Gather from the material every line that contains the string "page".

◆ Data
>>>>

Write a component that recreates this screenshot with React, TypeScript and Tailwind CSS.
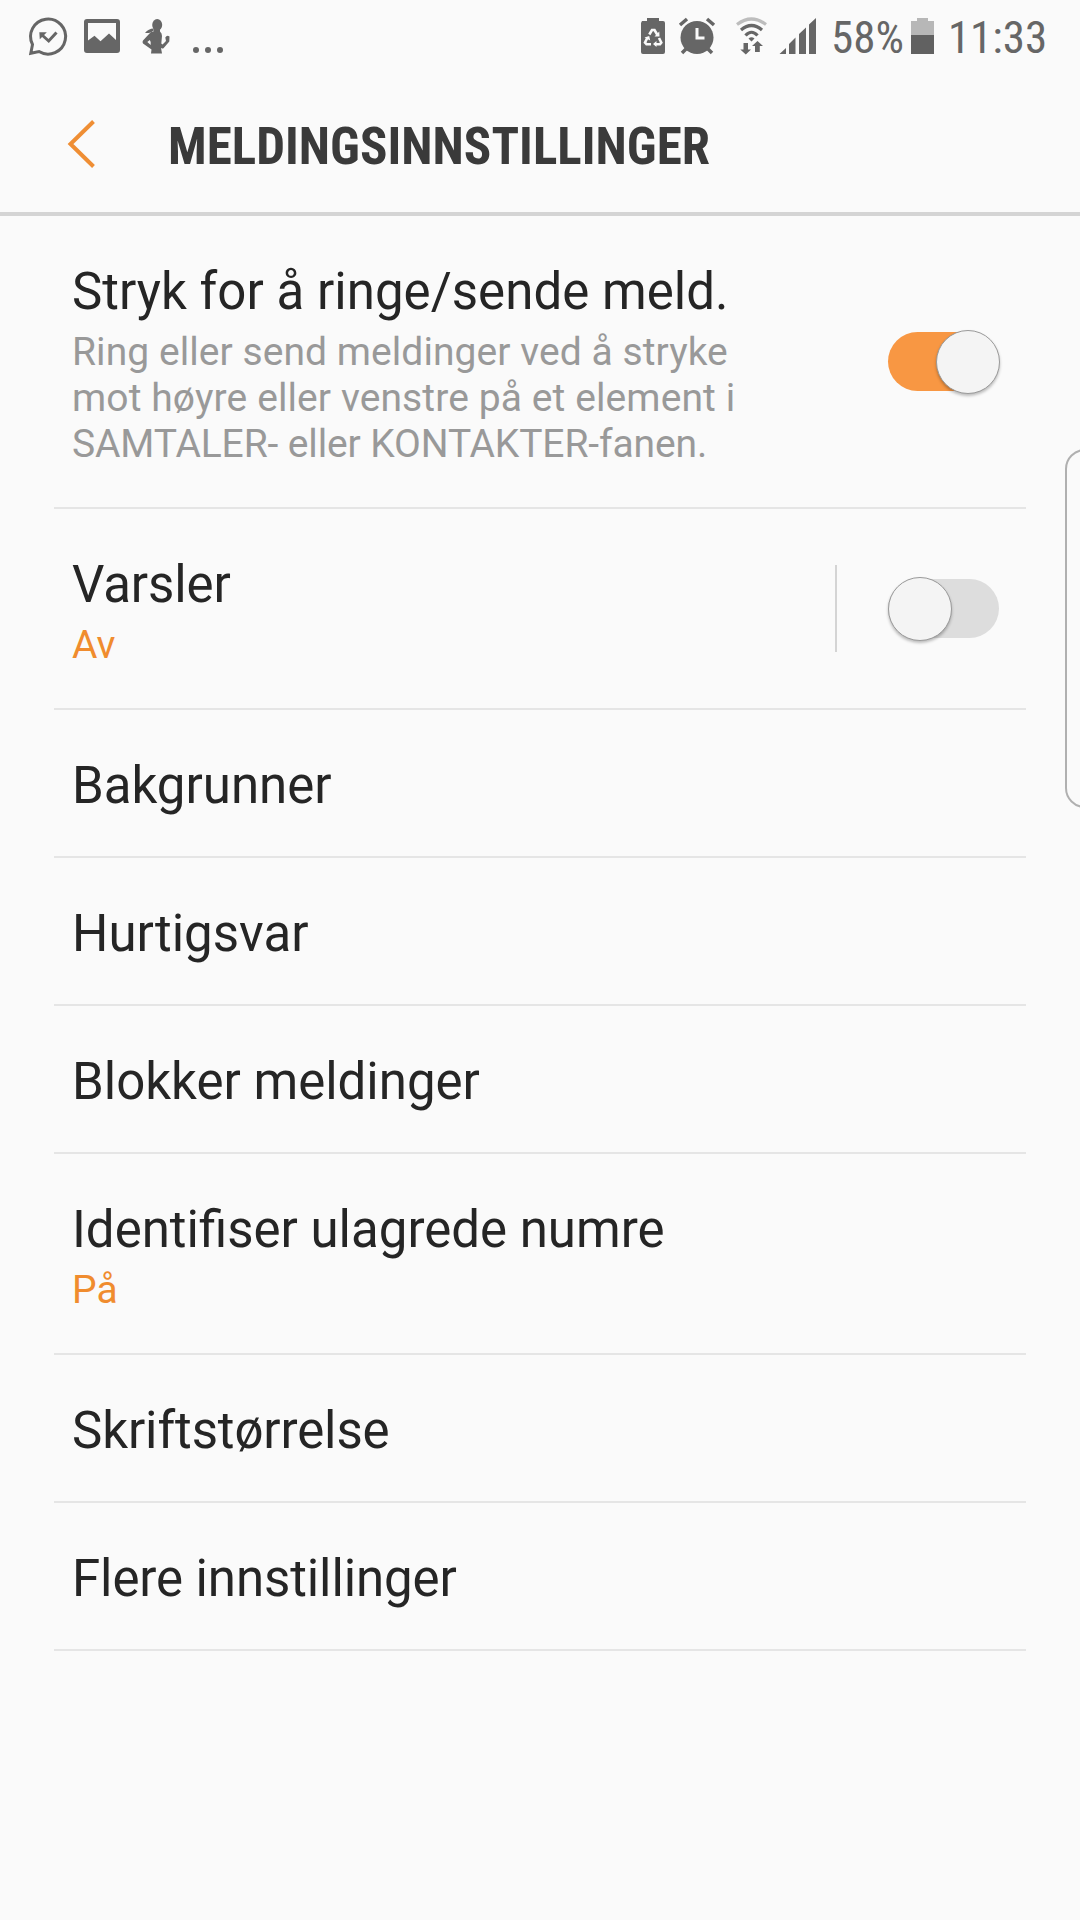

<<<<
>>>>

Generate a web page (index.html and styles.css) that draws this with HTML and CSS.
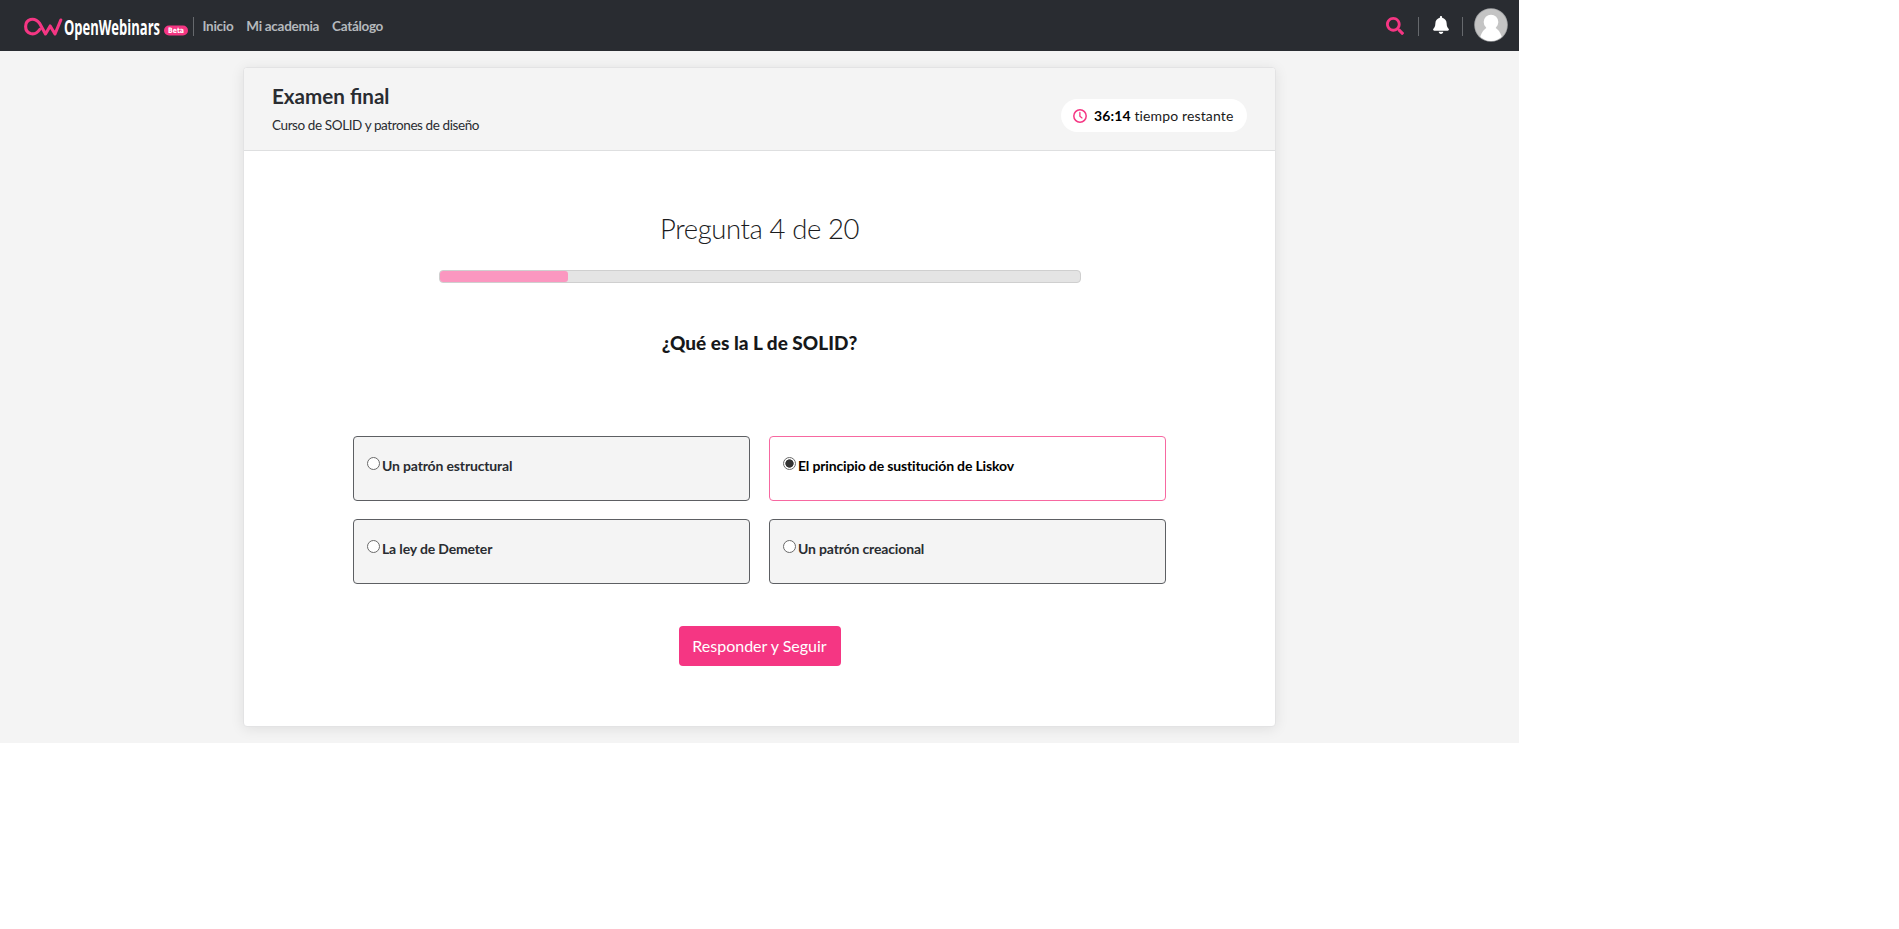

<<<<
>>>>

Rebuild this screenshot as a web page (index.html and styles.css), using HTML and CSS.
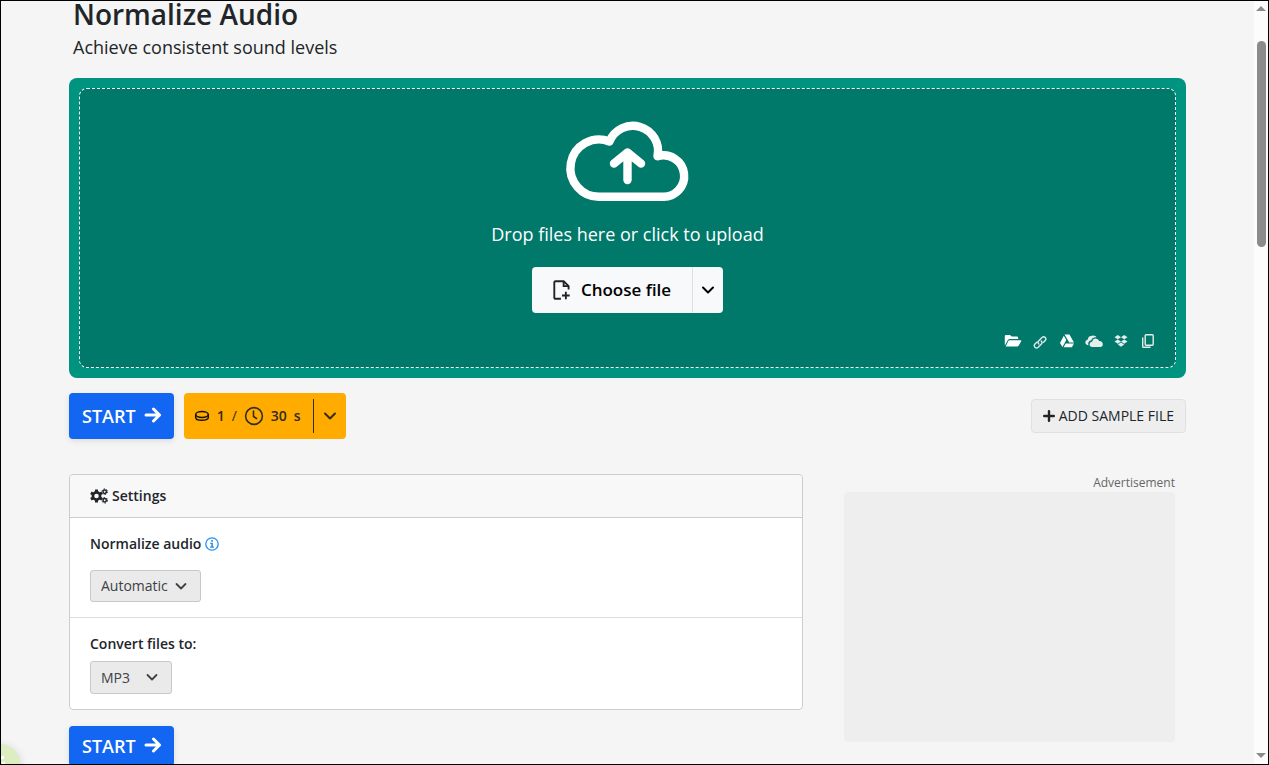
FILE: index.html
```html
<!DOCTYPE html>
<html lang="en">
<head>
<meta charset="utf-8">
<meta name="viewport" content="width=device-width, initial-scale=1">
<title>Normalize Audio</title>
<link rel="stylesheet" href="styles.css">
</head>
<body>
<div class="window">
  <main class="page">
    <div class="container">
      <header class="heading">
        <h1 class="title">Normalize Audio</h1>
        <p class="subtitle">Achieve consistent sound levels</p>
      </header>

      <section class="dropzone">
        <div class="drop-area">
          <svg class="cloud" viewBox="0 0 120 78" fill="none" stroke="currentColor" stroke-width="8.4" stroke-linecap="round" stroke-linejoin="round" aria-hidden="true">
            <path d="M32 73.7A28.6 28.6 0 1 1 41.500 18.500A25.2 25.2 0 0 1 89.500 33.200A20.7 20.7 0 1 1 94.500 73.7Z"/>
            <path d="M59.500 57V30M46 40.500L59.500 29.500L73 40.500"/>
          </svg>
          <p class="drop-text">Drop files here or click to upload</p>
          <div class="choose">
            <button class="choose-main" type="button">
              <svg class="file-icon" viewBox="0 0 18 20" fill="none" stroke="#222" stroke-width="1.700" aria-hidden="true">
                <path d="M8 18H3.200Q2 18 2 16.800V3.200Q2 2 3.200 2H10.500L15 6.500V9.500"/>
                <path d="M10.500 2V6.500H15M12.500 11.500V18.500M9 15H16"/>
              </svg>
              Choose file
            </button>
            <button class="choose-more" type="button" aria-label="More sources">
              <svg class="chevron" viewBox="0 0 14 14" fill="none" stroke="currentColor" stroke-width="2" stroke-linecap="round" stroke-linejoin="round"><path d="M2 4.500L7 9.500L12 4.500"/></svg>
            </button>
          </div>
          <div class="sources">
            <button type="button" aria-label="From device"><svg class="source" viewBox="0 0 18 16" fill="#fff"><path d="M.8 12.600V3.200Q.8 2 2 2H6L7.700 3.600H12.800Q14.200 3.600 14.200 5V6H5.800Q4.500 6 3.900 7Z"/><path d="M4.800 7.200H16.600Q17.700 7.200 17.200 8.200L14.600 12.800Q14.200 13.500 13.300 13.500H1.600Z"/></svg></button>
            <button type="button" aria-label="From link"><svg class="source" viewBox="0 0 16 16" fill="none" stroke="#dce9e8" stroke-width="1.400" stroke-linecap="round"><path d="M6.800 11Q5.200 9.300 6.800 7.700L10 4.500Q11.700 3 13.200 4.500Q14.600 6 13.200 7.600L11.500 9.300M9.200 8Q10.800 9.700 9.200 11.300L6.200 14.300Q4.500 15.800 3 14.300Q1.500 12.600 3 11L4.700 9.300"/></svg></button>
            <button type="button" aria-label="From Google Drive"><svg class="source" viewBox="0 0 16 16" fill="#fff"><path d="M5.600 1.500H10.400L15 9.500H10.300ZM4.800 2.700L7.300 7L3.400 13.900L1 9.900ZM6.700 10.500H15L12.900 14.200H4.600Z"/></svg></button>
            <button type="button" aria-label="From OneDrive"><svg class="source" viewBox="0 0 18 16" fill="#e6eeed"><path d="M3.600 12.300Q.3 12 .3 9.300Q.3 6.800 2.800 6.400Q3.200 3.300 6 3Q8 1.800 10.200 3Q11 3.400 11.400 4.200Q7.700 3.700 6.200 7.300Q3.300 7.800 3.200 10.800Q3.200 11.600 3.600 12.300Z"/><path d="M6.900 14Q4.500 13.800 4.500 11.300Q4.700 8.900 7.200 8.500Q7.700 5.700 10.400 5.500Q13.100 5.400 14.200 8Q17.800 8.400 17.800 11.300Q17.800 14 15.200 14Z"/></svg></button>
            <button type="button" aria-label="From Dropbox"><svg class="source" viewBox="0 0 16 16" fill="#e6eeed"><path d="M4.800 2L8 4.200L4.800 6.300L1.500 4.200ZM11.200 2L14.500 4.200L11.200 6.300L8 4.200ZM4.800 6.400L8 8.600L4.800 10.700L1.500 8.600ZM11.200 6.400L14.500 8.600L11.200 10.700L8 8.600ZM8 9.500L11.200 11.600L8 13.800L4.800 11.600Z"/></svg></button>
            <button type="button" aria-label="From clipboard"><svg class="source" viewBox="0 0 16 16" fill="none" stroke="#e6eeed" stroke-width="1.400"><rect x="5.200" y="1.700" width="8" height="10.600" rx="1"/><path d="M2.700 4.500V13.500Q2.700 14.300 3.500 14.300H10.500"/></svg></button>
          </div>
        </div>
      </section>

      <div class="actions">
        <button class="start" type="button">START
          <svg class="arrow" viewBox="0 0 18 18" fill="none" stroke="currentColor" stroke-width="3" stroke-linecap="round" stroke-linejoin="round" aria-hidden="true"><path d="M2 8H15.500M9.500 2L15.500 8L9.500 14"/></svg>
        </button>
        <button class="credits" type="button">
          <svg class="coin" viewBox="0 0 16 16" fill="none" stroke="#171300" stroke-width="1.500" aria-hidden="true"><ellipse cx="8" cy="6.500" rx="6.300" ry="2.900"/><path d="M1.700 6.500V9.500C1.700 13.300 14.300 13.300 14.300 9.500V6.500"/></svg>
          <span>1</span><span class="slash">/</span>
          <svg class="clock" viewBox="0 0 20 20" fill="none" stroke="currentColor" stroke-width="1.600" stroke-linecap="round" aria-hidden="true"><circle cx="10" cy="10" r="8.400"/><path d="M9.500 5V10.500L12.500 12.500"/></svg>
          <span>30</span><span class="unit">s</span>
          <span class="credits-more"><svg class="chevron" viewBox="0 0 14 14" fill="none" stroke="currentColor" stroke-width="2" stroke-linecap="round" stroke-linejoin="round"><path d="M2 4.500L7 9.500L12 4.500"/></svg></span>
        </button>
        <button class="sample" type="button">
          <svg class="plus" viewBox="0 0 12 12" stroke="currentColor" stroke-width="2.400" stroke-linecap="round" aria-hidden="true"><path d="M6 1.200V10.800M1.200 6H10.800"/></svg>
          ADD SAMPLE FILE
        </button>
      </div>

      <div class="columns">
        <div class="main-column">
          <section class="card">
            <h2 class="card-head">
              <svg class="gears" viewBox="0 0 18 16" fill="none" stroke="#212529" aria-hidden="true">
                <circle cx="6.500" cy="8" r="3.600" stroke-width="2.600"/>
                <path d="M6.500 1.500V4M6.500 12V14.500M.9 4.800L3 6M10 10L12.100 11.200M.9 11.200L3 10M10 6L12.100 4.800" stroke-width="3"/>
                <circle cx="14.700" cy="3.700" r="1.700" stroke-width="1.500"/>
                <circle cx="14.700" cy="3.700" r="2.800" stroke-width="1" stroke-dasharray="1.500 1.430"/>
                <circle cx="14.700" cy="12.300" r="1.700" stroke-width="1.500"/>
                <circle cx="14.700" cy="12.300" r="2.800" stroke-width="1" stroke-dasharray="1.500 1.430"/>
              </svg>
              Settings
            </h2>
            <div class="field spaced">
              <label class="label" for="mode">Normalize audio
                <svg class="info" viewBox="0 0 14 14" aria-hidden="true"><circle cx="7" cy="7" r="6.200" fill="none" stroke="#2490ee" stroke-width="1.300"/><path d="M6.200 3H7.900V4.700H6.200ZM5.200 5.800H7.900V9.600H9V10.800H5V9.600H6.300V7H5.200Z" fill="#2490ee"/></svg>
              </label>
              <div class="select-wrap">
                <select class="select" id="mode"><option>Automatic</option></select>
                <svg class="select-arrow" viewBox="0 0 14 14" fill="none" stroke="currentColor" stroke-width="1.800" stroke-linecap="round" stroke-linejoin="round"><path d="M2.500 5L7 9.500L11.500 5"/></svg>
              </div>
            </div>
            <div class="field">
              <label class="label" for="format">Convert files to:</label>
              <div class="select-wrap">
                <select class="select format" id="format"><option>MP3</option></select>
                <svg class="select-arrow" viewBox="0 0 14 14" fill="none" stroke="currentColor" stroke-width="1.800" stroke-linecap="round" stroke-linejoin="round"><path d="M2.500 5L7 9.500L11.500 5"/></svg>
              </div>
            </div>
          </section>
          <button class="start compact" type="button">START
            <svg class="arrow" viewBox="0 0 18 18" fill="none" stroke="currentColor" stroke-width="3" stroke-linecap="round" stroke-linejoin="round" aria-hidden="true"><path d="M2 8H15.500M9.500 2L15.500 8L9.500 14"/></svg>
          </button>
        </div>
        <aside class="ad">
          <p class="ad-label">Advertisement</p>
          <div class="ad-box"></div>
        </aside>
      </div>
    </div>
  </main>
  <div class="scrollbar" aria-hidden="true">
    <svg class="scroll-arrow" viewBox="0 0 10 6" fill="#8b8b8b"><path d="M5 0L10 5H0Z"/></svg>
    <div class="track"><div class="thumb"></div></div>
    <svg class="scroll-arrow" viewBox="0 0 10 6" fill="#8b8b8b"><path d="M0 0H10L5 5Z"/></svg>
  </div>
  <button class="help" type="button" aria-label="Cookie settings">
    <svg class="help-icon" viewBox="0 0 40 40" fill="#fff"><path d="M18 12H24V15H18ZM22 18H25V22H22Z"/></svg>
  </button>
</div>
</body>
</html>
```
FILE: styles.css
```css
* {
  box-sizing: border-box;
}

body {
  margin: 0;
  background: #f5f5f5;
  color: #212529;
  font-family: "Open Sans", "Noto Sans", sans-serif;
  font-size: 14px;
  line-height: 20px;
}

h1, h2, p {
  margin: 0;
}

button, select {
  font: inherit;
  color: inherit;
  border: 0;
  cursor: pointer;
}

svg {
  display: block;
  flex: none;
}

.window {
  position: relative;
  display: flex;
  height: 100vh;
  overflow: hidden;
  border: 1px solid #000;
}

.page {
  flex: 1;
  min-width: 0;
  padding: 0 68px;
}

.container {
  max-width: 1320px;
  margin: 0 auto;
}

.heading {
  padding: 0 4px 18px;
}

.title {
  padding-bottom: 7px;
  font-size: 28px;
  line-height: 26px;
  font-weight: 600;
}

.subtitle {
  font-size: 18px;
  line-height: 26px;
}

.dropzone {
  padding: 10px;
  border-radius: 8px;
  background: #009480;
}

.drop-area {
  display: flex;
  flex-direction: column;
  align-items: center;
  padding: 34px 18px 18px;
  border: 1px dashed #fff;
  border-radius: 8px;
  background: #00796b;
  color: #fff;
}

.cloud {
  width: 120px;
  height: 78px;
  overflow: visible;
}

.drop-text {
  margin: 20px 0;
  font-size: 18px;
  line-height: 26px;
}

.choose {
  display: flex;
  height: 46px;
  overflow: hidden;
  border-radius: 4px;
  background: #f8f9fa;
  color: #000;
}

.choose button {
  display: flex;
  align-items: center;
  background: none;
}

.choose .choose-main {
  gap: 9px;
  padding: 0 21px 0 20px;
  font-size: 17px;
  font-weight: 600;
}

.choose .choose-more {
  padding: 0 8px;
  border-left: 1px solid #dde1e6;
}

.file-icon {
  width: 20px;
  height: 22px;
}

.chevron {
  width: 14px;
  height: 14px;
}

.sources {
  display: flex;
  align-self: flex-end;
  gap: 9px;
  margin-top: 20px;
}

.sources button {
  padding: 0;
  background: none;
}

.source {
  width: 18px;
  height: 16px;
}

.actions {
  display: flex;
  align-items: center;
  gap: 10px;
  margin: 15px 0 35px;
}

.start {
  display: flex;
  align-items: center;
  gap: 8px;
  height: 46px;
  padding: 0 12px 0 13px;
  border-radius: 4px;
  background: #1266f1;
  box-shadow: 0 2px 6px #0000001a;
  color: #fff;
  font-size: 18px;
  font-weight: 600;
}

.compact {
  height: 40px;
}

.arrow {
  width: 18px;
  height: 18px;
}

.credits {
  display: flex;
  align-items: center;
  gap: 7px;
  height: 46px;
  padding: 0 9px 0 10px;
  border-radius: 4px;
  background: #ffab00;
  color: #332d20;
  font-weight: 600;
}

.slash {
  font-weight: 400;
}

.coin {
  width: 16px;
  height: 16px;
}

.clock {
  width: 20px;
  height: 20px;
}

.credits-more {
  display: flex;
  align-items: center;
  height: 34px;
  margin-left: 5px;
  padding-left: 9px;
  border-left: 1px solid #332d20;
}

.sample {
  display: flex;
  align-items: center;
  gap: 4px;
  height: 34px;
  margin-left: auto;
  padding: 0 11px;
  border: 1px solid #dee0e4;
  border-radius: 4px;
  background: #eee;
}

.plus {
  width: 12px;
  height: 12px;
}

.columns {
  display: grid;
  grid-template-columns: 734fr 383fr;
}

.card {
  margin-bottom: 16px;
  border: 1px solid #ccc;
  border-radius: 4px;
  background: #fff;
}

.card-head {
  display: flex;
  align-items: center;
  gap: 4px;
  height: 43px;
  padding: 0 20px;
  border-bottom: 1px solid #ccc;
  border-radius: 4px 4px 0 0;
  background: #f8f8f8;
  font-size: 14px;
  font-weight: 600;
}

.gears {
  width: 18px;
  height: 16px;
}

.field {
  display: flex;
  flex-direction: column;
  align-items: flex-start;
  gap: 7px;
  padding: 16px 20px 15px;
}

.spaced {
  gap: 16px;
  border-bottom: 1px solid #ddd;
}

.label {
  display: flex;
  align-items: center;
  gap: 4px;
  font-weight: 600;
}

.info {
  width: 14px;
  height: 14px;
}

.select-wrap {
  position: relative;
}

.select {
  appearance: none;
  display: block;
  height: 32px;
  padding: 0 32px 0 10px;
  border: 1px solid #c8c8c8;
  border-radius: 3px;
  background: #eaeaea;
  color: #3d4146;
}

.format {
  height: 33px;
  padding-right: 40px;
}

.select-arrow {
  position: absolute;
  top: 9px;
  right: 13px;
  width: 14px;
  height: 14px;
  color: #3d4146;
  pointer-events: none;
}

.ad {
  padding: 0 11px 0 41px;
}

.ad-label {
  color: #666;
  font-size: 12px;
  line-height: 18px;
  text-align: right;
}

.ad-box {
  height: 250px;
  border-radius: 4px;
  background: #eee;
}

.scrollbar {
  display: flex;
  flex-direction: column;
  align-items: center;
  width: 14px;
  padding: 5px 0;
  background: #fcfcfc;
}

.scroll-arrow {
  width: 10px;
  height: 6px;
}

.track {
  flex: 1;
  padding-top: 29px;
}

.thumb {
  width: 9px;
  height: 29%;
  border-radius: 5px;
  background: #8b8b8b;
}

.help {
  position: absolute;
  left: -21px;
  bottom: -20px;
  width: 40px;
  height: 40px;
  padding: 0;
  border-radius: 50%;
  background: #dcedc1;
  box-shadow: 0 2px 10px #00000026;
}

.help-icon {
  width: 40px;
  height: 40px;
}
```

<<<<

◆ Solution below
Generate a web page (index.html and styles.css) that draws this with HTML and CSS.
Rebuild this screenshot as a web page (index.html and styles.css), using HTML and CSS.
  <main class="page">
.page {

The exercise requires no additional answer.